(WRITTEN PROBLEM): Count every line that holds the string "React", then give that number alone.

══════════

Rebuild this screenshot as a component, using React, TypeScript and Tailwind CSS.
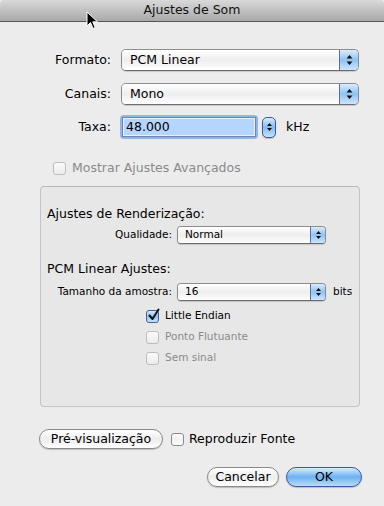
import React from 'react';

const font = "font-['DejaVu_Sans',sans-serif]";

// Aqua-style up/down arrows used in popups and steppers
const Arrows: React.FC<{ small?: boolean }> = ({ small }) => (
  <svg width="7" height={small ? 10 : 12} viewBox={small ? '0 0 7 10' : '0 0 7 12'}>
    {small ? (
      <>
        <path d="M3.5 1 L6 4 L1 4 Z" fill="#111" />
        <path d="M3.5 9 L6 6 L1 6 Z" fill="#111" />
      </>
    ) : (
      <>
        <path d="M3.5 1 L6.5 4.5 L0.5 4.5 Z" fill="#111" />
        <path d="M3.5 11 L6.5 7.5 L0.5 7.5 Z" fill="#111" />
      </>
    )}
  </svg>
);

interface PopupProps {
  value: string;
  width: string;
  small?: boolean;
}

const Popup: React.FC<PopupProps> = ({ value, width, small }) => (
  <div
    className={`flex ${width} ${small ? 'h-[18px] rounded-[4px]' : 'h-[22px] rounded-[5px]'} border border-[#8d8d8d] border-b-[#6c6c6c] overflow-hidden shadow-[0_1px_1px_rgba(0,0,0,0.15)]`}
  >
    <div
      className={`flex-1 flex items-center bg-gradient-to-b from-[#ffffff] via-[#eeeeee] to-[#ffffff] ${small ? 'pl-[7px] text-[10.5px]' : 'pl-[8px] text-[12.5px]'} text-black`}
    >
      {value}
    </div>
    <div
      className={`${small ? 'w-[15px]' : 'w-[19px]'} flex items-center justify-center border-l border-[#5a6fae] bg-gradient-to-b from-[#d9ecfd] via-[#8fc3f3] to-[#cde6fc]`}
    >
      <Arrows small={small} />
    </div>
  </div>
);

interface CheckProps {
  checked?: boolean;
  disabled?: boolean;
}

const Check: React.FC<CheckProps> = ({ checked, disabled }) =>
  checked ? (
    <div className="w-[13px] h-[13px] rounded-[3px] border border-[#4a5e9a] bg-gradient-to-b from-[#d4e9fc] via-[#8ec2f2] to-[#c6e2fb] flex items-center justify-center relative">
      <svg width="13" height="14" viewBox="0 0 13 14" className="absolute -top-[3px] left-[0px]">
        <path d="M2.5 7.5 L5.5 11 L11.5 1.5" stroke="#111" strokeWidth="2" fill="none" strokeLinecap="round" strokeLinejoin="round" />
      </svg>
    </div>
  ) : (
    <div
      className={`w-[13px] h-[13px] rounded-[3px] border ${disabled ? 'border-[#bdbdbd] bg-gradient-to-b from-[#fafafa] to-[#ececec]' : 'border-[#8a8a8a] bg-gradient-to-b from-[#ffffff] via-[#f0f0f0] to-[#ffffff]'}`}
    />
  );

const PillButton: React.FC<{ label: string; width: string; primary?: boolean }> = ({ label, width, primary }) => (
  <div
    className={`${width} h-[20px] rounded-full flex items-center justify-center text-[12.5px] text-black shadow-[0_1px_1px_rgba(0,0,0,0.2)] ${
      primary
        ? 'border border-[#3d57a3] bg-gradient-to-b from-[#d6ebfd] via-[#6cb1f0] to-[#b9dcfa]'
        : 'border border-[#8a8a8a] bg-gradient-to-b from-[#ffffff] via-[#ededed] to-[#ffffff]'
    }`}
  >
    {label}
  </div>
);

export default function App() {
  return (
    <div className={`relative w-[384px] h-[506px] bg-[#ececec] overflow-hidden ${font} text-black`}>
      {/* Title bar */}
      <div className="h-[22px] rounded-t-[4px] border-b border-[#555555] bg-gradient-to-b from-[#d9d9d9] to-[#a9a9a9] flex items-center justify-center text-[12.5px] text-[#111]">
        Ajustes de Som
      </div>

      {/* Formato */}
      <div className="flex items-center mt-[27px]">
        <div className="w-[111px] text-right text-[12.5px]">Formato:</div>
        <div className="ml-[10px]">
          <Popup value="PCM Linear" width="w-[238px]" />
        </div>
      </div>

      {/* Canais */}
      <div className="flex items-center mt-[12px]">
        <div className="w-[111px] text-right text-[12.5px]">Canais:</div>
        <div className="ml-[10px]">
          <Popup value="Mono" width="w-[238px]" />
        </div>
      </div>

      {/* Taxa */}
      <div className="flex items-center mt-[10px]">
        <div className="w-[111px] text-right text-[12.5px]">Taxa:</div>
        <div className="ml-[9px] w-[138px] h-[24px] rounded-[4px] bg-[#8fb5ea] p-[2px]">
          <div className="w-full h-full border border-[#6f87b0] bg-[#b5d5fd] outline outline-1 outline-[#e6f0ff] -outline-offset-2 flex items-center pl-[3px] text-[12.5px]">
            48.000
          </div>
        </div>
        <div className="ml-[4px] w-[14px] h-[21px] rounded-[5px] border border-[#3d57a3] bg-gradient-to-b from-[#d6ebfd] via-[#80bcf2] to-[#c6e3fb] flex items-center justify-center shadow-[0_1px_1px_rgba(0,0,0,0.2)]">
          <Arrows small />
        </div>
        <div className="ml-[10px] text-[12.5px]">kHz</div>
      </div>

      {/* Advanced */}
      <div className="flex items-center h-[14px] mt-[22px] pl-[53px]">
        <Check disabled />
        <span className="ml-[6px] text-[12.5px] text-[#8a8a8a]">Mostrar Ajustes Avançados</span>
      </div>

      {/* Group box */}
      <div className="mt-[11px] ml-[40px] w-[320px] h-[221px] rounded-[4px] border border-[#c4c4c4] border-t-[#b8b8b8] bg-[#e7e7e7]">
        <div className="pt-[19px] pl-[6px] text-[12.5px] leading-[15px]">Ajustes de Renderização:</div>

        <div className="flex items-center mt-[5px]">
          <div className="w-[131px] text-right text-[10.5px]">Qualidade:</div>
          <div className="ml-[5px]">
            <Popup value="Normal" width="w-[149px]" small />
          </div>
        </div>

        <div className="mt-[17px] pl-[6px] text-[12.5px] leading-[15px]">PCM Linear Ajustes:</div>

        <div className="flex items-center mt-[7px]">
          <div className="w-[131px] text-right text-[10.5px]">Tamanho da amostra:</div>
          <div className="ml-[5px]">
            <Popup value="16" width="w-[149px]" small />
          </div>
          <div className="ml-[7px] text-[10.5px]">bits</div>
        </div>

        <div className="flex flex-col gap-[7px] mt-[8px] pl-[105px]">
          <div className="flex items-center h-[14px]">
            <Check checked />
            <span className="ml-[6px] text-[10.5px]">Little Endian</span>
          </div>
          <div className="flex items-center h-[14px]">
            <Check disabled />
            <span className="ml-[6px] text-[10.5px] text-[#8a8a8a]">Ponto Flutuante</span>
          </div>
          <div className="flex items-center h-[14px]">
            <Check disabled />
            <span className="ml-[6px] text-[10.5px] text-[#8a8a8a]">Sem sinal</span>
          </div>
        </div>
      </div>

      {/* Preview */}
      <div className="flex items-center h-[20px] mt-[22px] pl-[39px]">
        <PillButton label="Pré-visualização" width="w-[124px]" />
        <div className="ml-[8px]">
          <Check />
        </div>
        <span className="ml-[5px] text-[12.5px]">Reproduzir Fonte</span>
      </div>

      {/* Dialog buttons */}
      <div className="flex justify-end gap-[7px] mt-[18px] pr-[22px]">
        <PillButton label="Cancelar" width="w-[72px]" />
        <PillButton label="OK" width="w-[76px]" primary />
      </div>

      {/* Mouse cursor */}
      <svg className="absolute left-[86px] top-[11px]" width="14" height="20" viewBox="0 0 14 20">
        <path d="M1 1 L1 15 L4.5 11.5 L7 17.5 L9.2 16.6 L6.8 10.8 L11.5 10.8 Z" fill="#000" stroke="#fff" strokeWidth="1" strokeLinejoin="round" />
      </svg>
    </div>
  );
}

══════════

(EXPECTED ANSWER): 6